SOURCE DATA
----
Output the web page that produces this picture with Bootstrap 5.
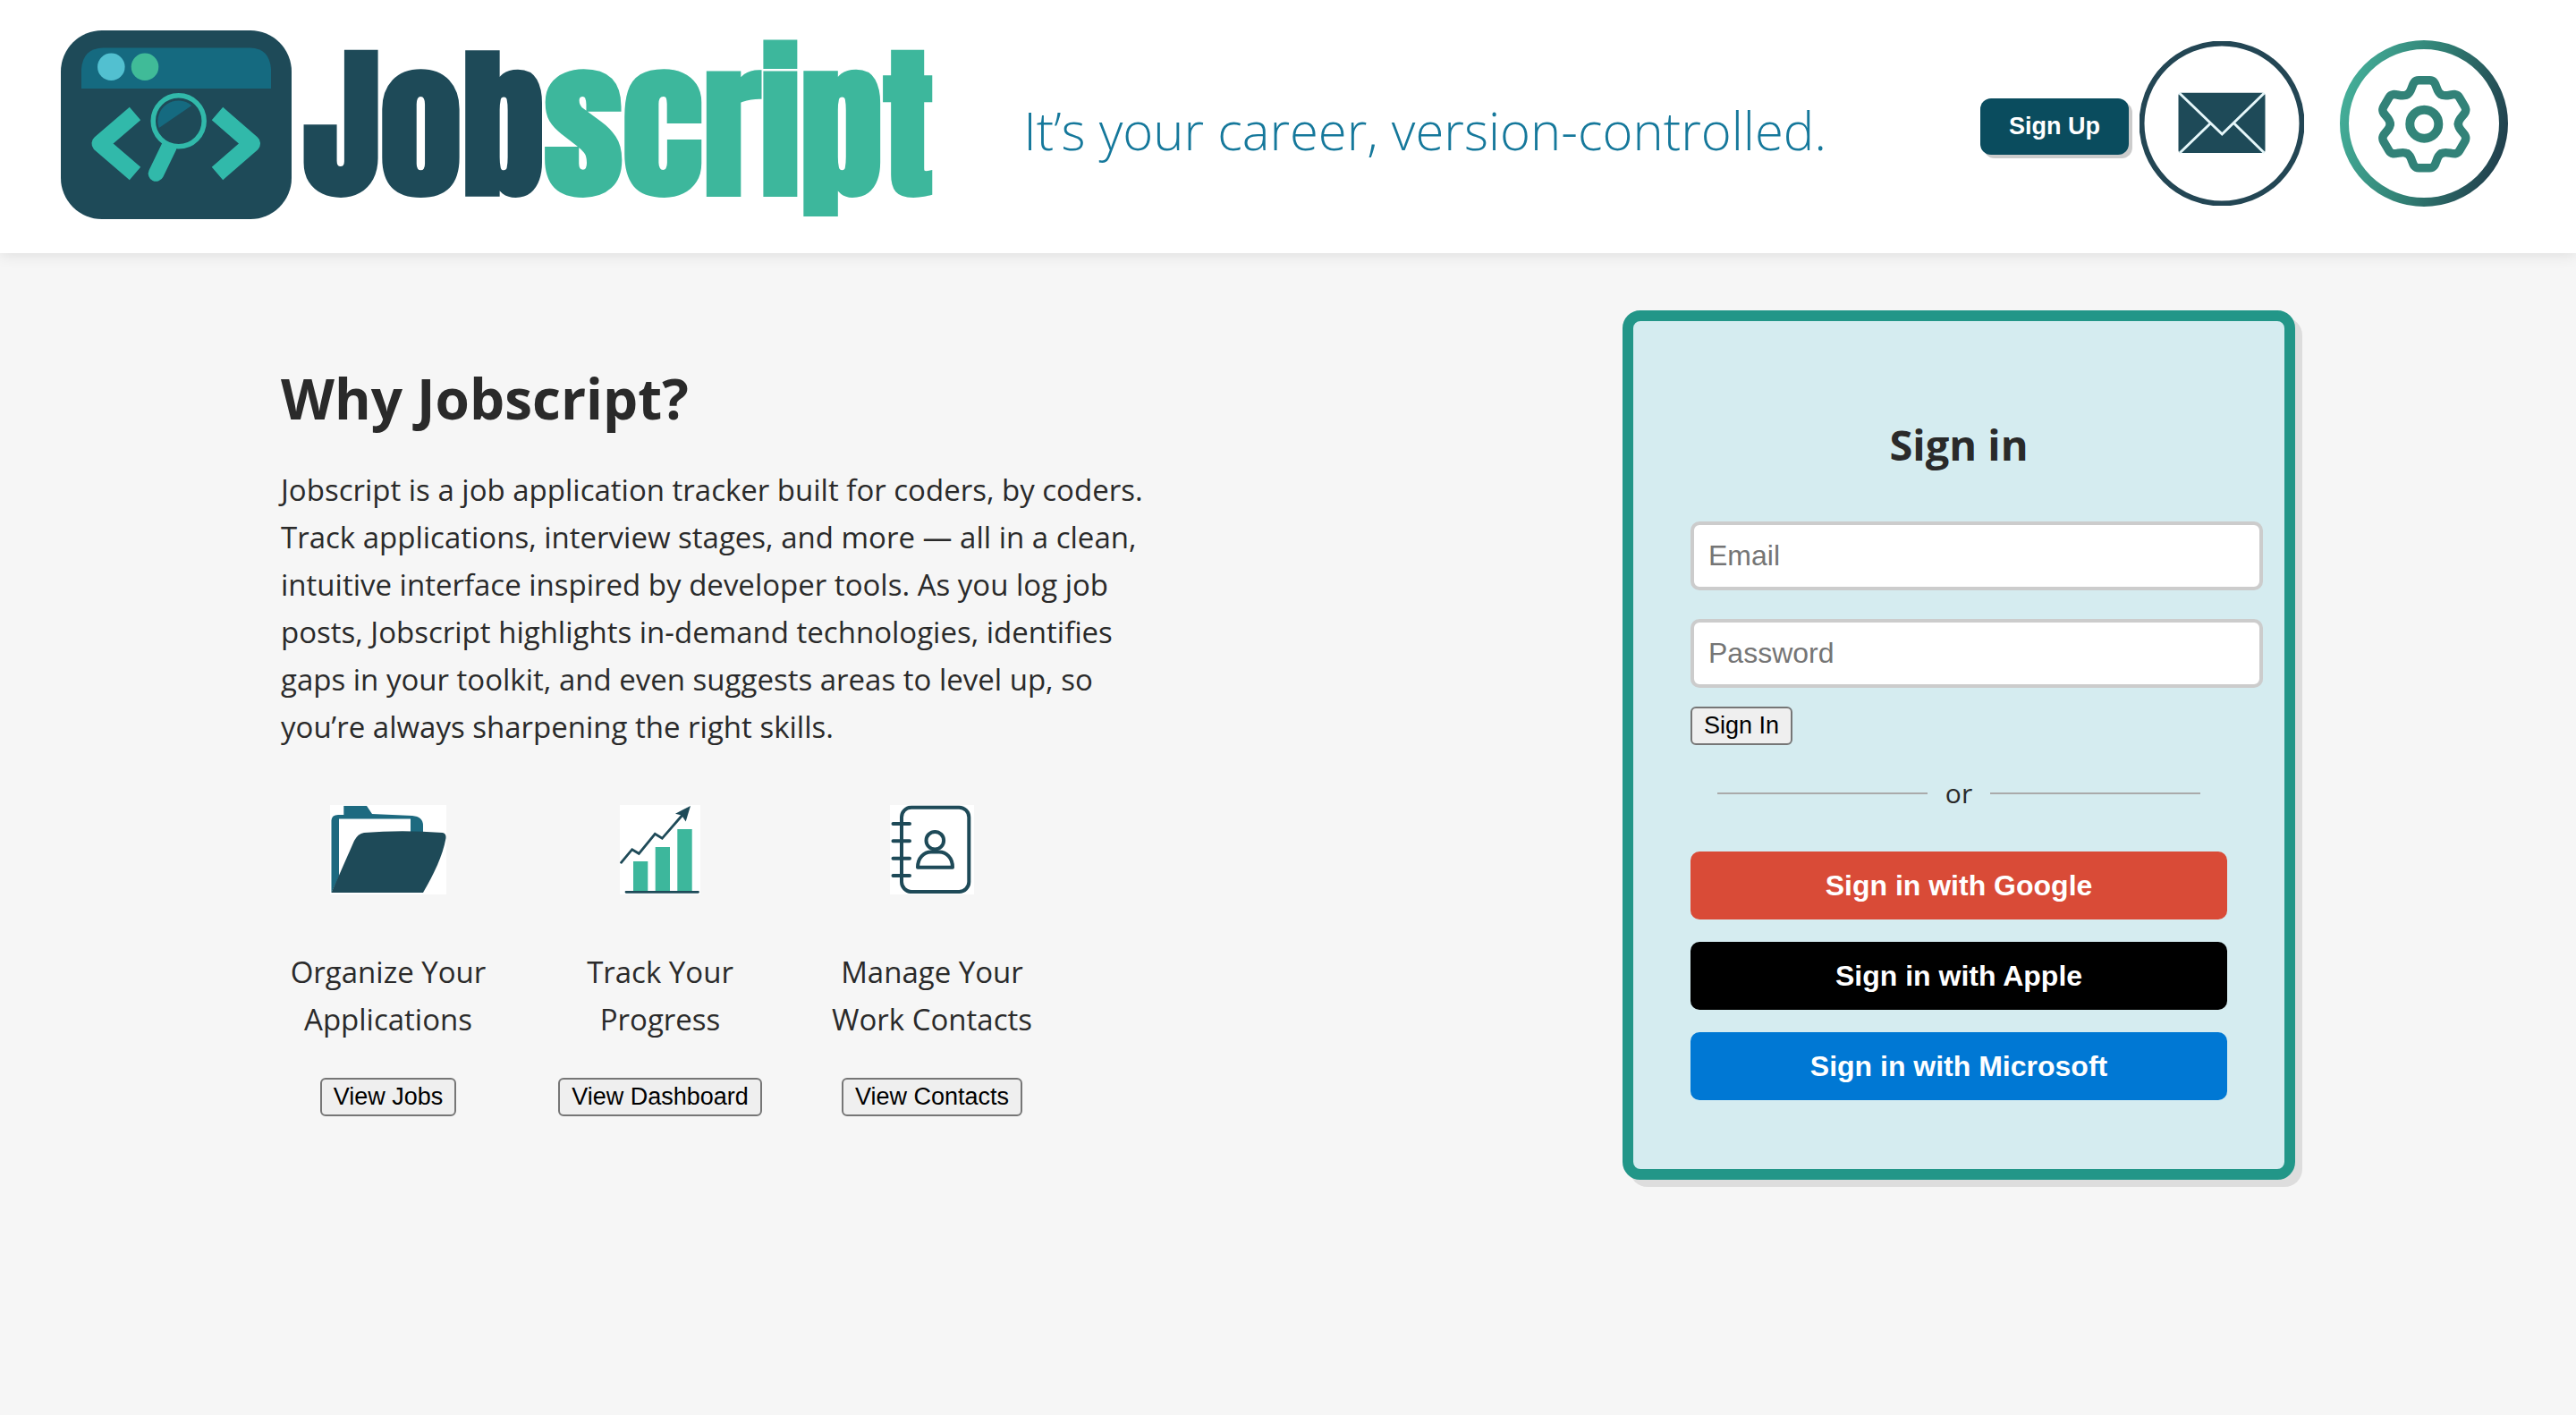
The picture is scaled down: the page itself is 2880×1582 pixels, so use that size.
<!DOCTYPE html>
<html lang="en">
<head>
<meta charset="utf-8">
<meta name="viewport" content="width=device-width, initial-scale=1">
<title>Jobscript</title>
<link href="https://cdn.jsdelivr.net/npm/bootstrap@5.3.0/dist/css/bootstrap.min.css" rel="stylesheet">
<style>
:root{--ink:#1e4a58;--mint:#3db79c;--teal:#229688}
body{font-family:"Open Sans","Noto Sans",sans-serif;background:#f6f6f6;color:#2a2a2a;font-size:33px;line-height:53px}
svg{display:block;flex:none}
.site-head{background:#fff;padding:34px 76px 38px 68px;box-shadow:0 2px 16px rgba(0,0,0,.1)}
.brand{gap:13px;text-decoration:none}
.wordmark{font:900 184px/211px Anton,Impact,sans-serif;color:var(--ink)}
.wordmark b{color:var(--mint);font-weight:900}
.tagline{font-weight:300;font-size:58px;line-height:80px;color:#15789b;padding-top:12px;margin-left:101px}
.round-link{display:block}
.head-links{gap:40px}
.signup{font:bold 27px/31px "Liberation Sans",Arial,sans-serif;color:#fff;background:#0a4c5e;border:0;border-radius:12px;padding:16px 32px;box-shadow:4px 4px 0 #ccc}
.page-body{max-width:2252px;padding-top:64px;padding-bottom:64px}
.pitch{max-width:992px;padding-top:61px}
.pitch h1{font-size:62px;line-height:74px;font-weight:700;margin-bottom:39px}
.pitch p{margin:0}
.features{gap:64px;margin-top:61px}
.feature{flex:0 0 240px;text-align:center}
.feature p{margin:60px 0 39px}
.plain-btn{display:block;font:27px/31px "Liberation Sans",Arial,sans-serif;color:#000;background:#efefef;border:2px solid #767676;border-radius:6px;padding:4px 13px;white-space:nowrap}
.login{width:752px;border:12px solid var(--teal);border-radius:20px;background:#d5ecf0;box-shadow:8px 8px 0 #ddd;padding:108px 64px 77px}
.login h2{font-size:47px;line-height:60px;font-weight:700;text-align:center;margin-bottom:56px}
.fields{gap:32px;margin-right:-40px;margin-bottom:21px}
.fields .form-control{font:32px/37px "Liberation Sans",Arial,sans-serif;border:4px solid #ccc;border-radius:10px;padding:16px;background:#fff}
.fields .form-control::placeholder{color:#757575}
.or-row{gap:20px;padding:0 30px;margin:32px 0 43px;font-size:30px;line-height:44px}
.or-row hr{flex:1;margin:0;border-top:2px solid #aaa;opacity:1}
.providers{gap:25px}
.provider{font:bold 32px/36px "Liberation Sans",Arial,sans-serif;color:#fff;border:0;border-radius:10px;padding:20px}
.google{background:#d94b37}.apple{background:#000}.microsoft{background:#0078d4}
</style>
</head>
<body>
<header class="site-head d-flex align-items-center">
  <a class="brand d-flex align-items-center" href="#">
    <svg width="258" height="211" viewBox="0 0 258 211" aria-hidden="true">
      <rect width="258" height="211" rx="46" fill="#1e4a58"/>
      <path d="M23 65V43Q25 20 47 19.500H212Q233 20 235 43V65z" fill="#156a80"/>
      <circle cx="56.300" cy="40.700" r="15.300" fill="#52c0d0"/><circle cx="94" cy="40.700" r="15.300" fill="#40bb98"/>
      <g fill="none" stroke="#31b9aa" stroke-width="19" stroke-linejoin="round">
        <path d="M83 93L44 126.500L83 160"/><path d="M175 93L213.500 126.500L175 160"/>
      </g>
      <path d="M121 130L106.500 160" stroke="#31b9aa" stroke-width="17.500" stroke-linecap="round"/>
      <circle cx="131.700" cy="101.300" r="28.500" fill="#1e4a58" stroke="#31b9aa" stroke-width="5.500"/>
      <path d="M109.700 109A23 23 0 0 1 146.300 84z" fill="#156a80"/>
    </svg>
    <span class="wordmark">Job<b>script</b></span>
  </a>
  <div class="tagline">It’s your career, version-controlled.</div>
  <div class="d-flex align-items-center ms-auto">
    <button class="signup mt-1" type="button">Sign Up</button>
    <nav class="head-links d-flex align-items-center ms-2 ps-1 mb-1" aria-label="Account">
      <a class="round-link" href="#" aria-label="Messages">
        <svg width="184" height="184" viewBox="0 0 184 184">
          <circle cx="92" cy="92" r="89.500" fill="#fff" stroke="#234654" stroke-width="6"/>
          <rect x="43.500" y="57.700" width="97" height="67.300" rx="3" fill="#1e4a58"/>
          <path d="M44.500 58L92.300 104L139.500 58M78.700 92.500L45 125M105.300 91.500L139.500 125" fill="none" stroke="#e6f7fa" stroke-width="3"/>
        </svg>
      </a>
      <a class="round-link" href="#" aria-label="Settings">
        <svg width="188" height="186" viewBox="0 0 188 186">
          <defs>
            <linearGradient id="ring" gradientUnits="userSpaceOnUse" x1="0" y1="60" x2="188" y2="110"><stop offset="0" stop-color="#45b09a"/><stop offset=".5" stop-color="#318074"/><stop offset="1" stop-color="#213f4d"/></linearGradient>
            <linearGradient id="cog" gradientUnits="userSpaceOnUse" x1="-54" y1="0" x2="54" y2="0"><stop offset="0" stop-color="#378e80"/><stop offset="1" stop-color="#2d7970"/></linearGradient>
            <path id="tooth" d="M-19-33C-12-37-15-49-6-49H6C15-49 12-37 19-33"/>
          </defs>
          <ellipse cx="94" cy="93" rx="89" ry="88" fill="#fff" stroke="url(#ring)" stroke-width="10"/>
          <g transform="translate(94.300 93.700)" fill="none" stroke="#328278" stroke-width="9.500" stroke-linecap="round">
            <use href="#tooth"/><use href="#tooth" transform="rotate(60)"/><use href="#tooth" transform="rotate(120)"/><use href="#tooth" transform="rotate(180)"/><use href="#tooth" transform="rotate(240)"/><use href="#tooth" transform="rotate(300)"/>
            <circle r="16" stroke="url(#cog)" stroke-width="10"/>
          </g>
        </svg>
      </a>
    </nav>
  </div>
</header>

<main class="page-body container-fluid px-0 d-flex justify-content-between align-items-start">
  <section class="pitch">
    <h1>Why Jobscript?</h1>
    <p>Jobscript is a job application tracker built for coders, by coders. Track applications, interview stages, and more — all in a clean, intuitive interface inspired by developer tools. As you log job posts, Jobscript highlights in-demand technologies, identifies gaps in your toolkit, and even suggests areas to level up, so you’re always sharpening the right skills.</p>
    <div class="features d-flex">
      <div class="feature">
        <svg class="mx-auto" width="130" height="100" viewBox="0 0 130 100" aria-hidden="true">
          <path fill="#fff" d="M0 0H130V100H0z"/>
          <path d="M1.500 98V17Q2 11 9 11H15.300V1H41L47 10L92 12Q104 13 104 23V32H90V15.500H10V80z" fill="#1d6a80"/>
          <path d="M1.500 98L27 40Q31 32 38 31Q80 27.500 126 31Q130 32 129.500 37C126 57 116 77 104 98z" fill="#1e4a58"/>
        </svg>
        <p>Organize Your Applications</p>
        <button class="plain-btn mx-auto" type="button">View Jobs</button>
      </div>
      <div class="feature">
        <svg class="mx-auto" width="90" height="100" viewBox="0 0 90 100" aria-hidden="true">
          <path fill="#fff" d="M0 0H90V100H0z"/>
          <path d="M15 63H31.300V97H15zM39.700 47H56V97H39.700zM64.300 27H80.700V97H64.300z" fill="#3db79c"/>
          <path d="M7 97.300H87.500M1.500 64.300L13.700 49.700L21.300 54.300L39.300 32.300L47.300 37.300L71 10" fill="none" stroke="#1e4a58" stroke-width="2.800" stroke-linecap="round"/>
          <path d="M79 1L62 9.700L69 11.500L73.700 18.500z" fill="#1e4a58"/>
        </svg>
        <p>Track Your Progress</p>
        <button class="plain-btn mx-auto" type="button">View Dashboard</button>
      </div>
      <div class="feature">
        <svg class="mx-auto" width="94" height="100" viewBox="0 0 94 100" aria-hidden="true">
          <path fill="#fff" d="M0 0H94V100H0z"/>
          <g fill="none" stroke="#1e4a58" stroke-width="4" stroke-linecap="round" stroke-linejoin="round">
            <rect x="13" y="2.700" width="75.300" height="94.300" rx="11"/>
            <path d="M3.500 21H22M3.500 40.300H22M3.500 59.700H22M3.500 79H22"/>
            <circle cx="50.300" cy="39.700" r="9.800"/>
            <path d="M31 69.700C31 59 38 52.500 46 52.500H55C63 52.500 70 59 70 69.700z"/>
          </g>
        </svg>
        <p>Manage Your Work Contacts</p>
        <button class="plain-btn mx-auto" type="button">View Contacts</button>
      </div>
    </div>
  </section>

  <section class="login flex-shrink-0">
    <h2>Sign in</h2>
    <form>
      <div class="fields d-flex flex-column">
        <div><label class="visually-hidden" for="email">Email</label><input class="form-control" id="email" type="email" placeholder="Email"></div>
        <div><label class="visually-hidden" for="password">Password</label><input class="form-control" id="password" type="password" placeholder="Password"></div>
      </div>
      <button class="plain-btn" type="submit">Sign In</button>
    </form>
    <div class="or-row d-flex align-items-center"><hr><span>or</span><hr></div>
    <div class="providers d-flex flex-column">
      <button class="provider google" type="button">Sign in with Google</button>
      <button class="provider apple" type="button">Sign in with Apple</button>
      <button class="provider microsoft" type="button">Sign in with Microsoft</button>
    </div>
  </section>
</main>
<script src="https://cdn.jsdelivr.net/npm/bootstrap@5.3.0/dist/js/bootstrap.bundle.min.js"></script>
</body>
</html>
----
REQUIREMENTS
Give back only a number, the number of lines where the string "that" occurs.

EXERCISE RESULT
2